Особенность зрительного восприятия была предметом внимания также в философии Эмпедокла, Анаксагора, Гераклита. В их трудах наметилось начало философского осмысления этого феномена, и впервые был поставлен вопрос об отношениях между восприятием и умом. При всей своей кажущейся наивности их наследие оказалось первой философской попыткой вывести проблему восприятия за рамки чувственных ощущений. Эмпедокл будто бы видел критерий истины не в ощущениях, подчеркивая, что чувственное восприятие во многих отношениях недостоверно. В качестве судьи над всем и судьи всего, главным критерием стал выступать разум, – но не разум вообще, а разум научный, проистекающий из знаний. «Отсюда крупнейший из физиков, Анаксагор, порицая чувственные восприятия как бессильные, утверждает: “Из-за их слабости мы не в состоянии судить об истинном”»[28]. Постижение истины в сущем подвластно только правильному разуму, – продолжал Секст Эмпирик.

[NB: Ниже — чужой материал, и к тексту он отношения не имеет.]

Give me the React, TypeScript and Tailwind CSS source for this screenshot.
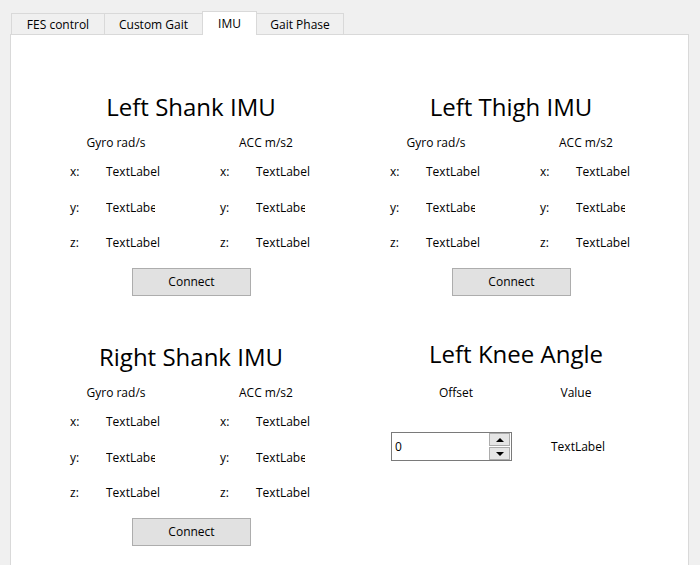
import React from "react";

const font = { fontFamily: '"Open Sans", "Noto Sans", sans-serif' };

function Row({ axis, clip }: { axis: string; clip?: boolean }) {
    const value = clip ? (
        <span className="block w-[49px] overflow-hidden whitespace-nowrap">TextLabel</span>
    ) : (
        <span className="whitespace-nowrap">TextLabel</span>
    );
    return (
        <div className="flex items-center pl-[39px] h-full">
            <div className="flex w-[150px] shrink-0">
                <span className="w-[36px]">{axis}:</span>
                {value}
            </div>
            <div className="flex w-[120px] shrink-0">
                <span className="w-[36px]">{axis}:</span>
                {value}
            </div>
        </div>
    );
}

function ImuPanel({ title }: { title: string }) {
    return (
        <div className="h-[250px] flex flex-col">
            <h2 className="h-8 leading-8 text-[24px] text-center">{title}</h2>
            <div className="mt-[12px] flex pl-[10px] h-4 leading-4">
                <div className="w-[150px] text-center">Gyro rad/s</div>
                <div className="w-[150px] text-center">ACC m/s2</div>
            </div>
            <div className="mt-[3px] flex flex-col">
                <div className="h-[36px]"><Row axis="x" /></div>
                <div className="h-[35px]"><Row axis="y" clip /></div>
                <div className="h-[35px]"><Row axis="z" /></div>
            </div>
            <button className="mt-[8px] ml-[101px] w-[119px] h-[28px] border border-[#adadad] bg-[#e1e1e1] text-black">
                Connect
            </button>
        </div>
    );
}

function KneePanel() {
    return (
        <div className="h-[250px] flex flex-col">
            <h2 className="-mt-[3px] h-8 leading-8 text-[24px] text-center pl-[10px]">Left Knee Angle</h2>
            <div className="mt-[15px] flex pl-[45px] h-4 leading-4">
                <div className="w-[120px] text-center">Offset</div>
                <div className="w-[120px] text-center">Value</div>
            </div>
            <div className="mt-[31px] flex items-center">
                <div className="ml-[40px] w-[121px] h-[29px] border border-[#7a7a7a] bg-white flex items-center">
                    <span className="pl-[3px] flex-1">0</span>
                    <div className="flex flex-col gap-px mr-px">
                        <div className="w-[21px] h-[13px] border border-[#acacac] bg-[#e5e5e5] flex items-center justify-center">
                            <svg width="8" height="4" viewBox="0 0 8 4"><path d="M0 4 L4 0 L8 4 Z" fill="#000" /></svg>
                        </div>
                        <div className="w-[21px] h-[13px] border border-[#acacac] bg-[#e5e5e5] flex items-center justify-center">
                            <svg width="8" height="4" viewBox="0 0 8 4"><path d="M0 0 L8 0 L4 4 Z" fill="#000" /></svg>
                        </div>
                    </div>
                </div>
                <span className="ml-[39px]">TextLabel</span>
            </div>
        </div>
    );
}

export default function App() {
    const tabs = ["FES control", "Custom Gait", "IMU", "Gait Phase"];
    return (
        <div className="w-[700px] h-[565px] overflow-hidden bg-[#f0f0f0] text-[12px] text-black" style={font}>
            <div className="flex items-end h-[35px] pl-[11px] -mb-px relative z-10">
                <div className="w-[93px] h-[21px] mb-px border-l border-t border-[#d9d9d9] bg-[#f0f0f0] flex items-center justify-center pt-px">{tabs[0]}</div>
                <div className="w-[98px] h-[21px] mb-px border-l border-t border-[#d9d9d9] bg-[#f0f0f0] flex items-center justify-center pt-px">{tabs[1]}</div>
                <div className="w-[55px] h-[24px] border-l border-t border-r border-[#d9d9d9] bg-white flex items-center justify-center">{tabs[2]}</div>
                <div className="w-[87px] h-[21px] mb-px border-t border-r border-[#d9d9d9] bg-[#f0f0f0] flex items-center justify-center pt-px">{tabs[3]}</div>
            </div>
            <div className="ml-[10px] w-[679px] h-[540px] border border-[#d9d9d9] bg-white pt-[56px] pl-[20px]">
                <div className="grid grid-cols-[320px_320px]">
                    <ImuPanel title="Left Shank IMU" />
                    <ImuPanel title="Left Thigh IMU" />
                    <ImuPanel title="Right Shank IMU" />
                    <KneePanel />
                </div>
            </div>
        </div>
    );
}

В итоге в философии Древней Греции наметились два направления мысли. Первая рассматривала зрительно-образное восприятие как способ получения знания за пределами чувственного восприятия мира и логических построений, а вторая рассматривала способ получения знания рациональным, формально-логическим мышлением. Вторую линию развивал ученик Платона, критик его теории «идей» и основоположник науки логики Аристотель. «Аристотель пошёл путём онтологизации логико-вербальных структур <…> Тотальная “пропозициональная” парадигма сформировалась в условиях преимущественно речевой культуры и веры в особую магию слова»[29], продолженную западной философией, – заметила П. П. Гайденко в статье «Волюнтативная метафизика и новоевропейская культура»[30]. Две основные научные стратегии осмысления восприятия сохранились, но новоевропейская философия будет развивать преимущественно логико-вербальные, рациональные структуры мысли.